Address: 1628 NW 25th Ave, Portland, OR 97210
Size Segregated: No
How many sections: 1
Note on location: In the NE corner of larger Wallace Park. There are often many people, including children, using the rest of the park, so if your dog is not a fan of loud playgrounds, this might not be the place for you.
Weather/Health Conditions: Has a wood chip substrate, so that mitigates the mud, but the dog park is essentially a big hole, so the mud definitely still happens. In summer, most of the park isn’t shaded, but the water is functional.
Training and Enrichment Opportunities: It’s a small-ish park, so if you’re using timeouts as a means to interrupt inappropriate play behaviors, this park isn’t a bad place for it. There are also plenty of visual barriers between the dog area and some other park spaces, so if you’re working on dog-dog reactivity on leash, you might be able to do so here. However, this is not the place to bring dogs with human-directed reactivity, as Wallace is generally pretty well-patronized by families, homeless people, and sports-players.
General Thoughts: Samuel
It’s been a while since Rick and I have ventured to Wallace Park. It’s definitely not our favorite space. There’s only one fenced area and it’s not much larger than the Fields Dog Park. There’s a few trees, which does lend some shade in the summer, but turns into a bit of a mess in the winter months.

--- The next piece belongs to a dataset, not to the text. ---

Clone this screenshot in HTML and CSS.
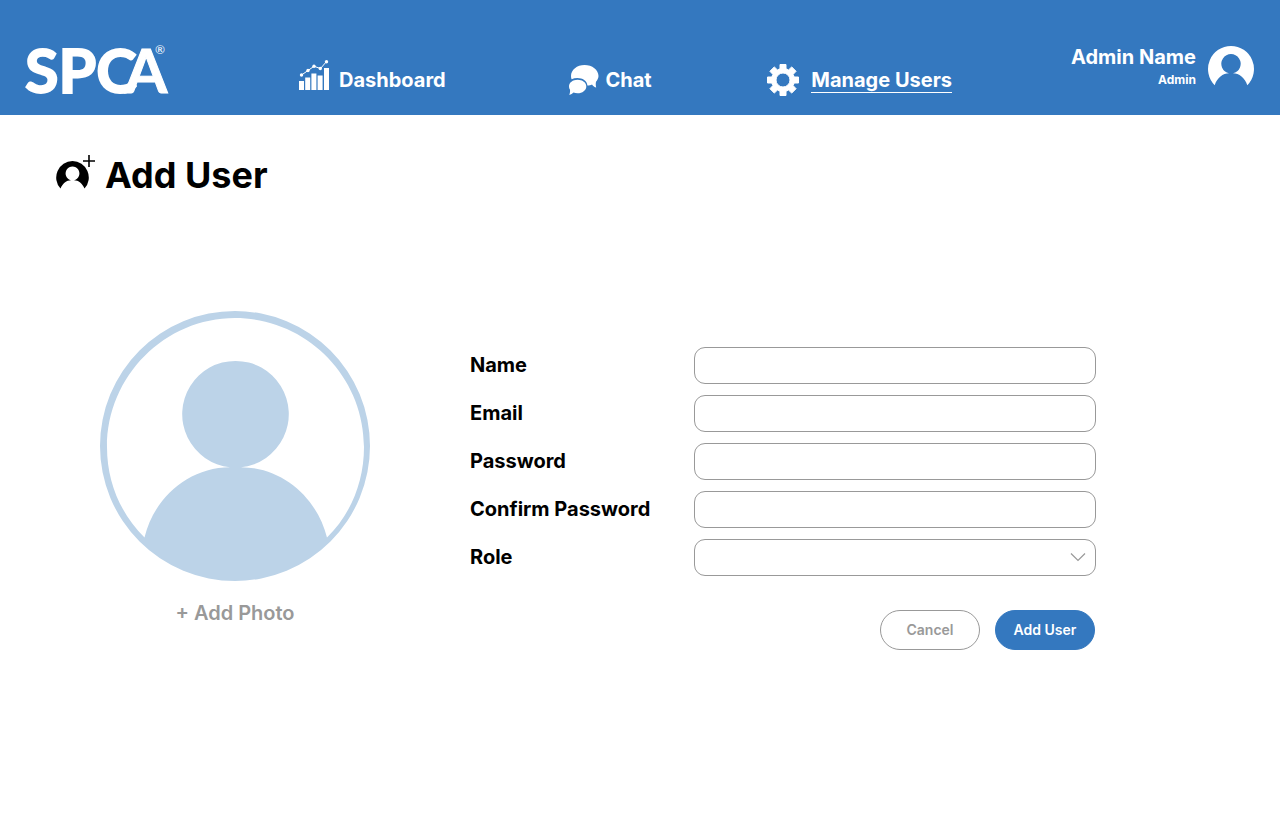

The groups tend to be a mixture of very high energy social dogs and those on the more fearful and submissive side. There’s generally at least one squabble when we go and the owners lean to the hands-off side of things.
It’s not my favorite park for Rick as he tends to be the center of quite a lot of unwanted attention there and we’ve found it challenging to disengage from that do to the layout and atmosphere of the park.
-Samuel Power, CPDT-KA
General Thoughts: Rosie
I’ve taken Fiske here about five times. It’s a convenient location if you’re in NW Portland and need a quick sprint, as my dogs and I often find ourselves. Parking can be a challenge, so be prepared for some tight parallel parking situations.
The park itself is VERY dusty in summer and has only partial shade. The water works, though, so Fiske takes advantage of that to cool off (he lies down in the muddy area around the fountain). In winter, the park’s geography makes half of it very soggy, so not a place where dogs are going to stay clean. Also, the fence is comprised of wide-mesh (about four inches at least between wires), so I’ve had to retrieve the ball from the other side a few times. And the fence isn’t very high or sturdy, so I imagine it wouldn’t do much to deter the escape artists out there.
The majority of the park’s regulars seem to be high-energy, often herding breeds and the like, and I’ve seen a fair amount of unskillful play happening there. As Samuel said, the humans don’t seem to be very intervention-focused, and I’ve seen more than a handful on their phones and completely tuned out. However, if you have a dog that’s not going to engage with other dogs much but really just needs a place to play fetch – such as Fiske – it’s perfectly suitable for that purpose.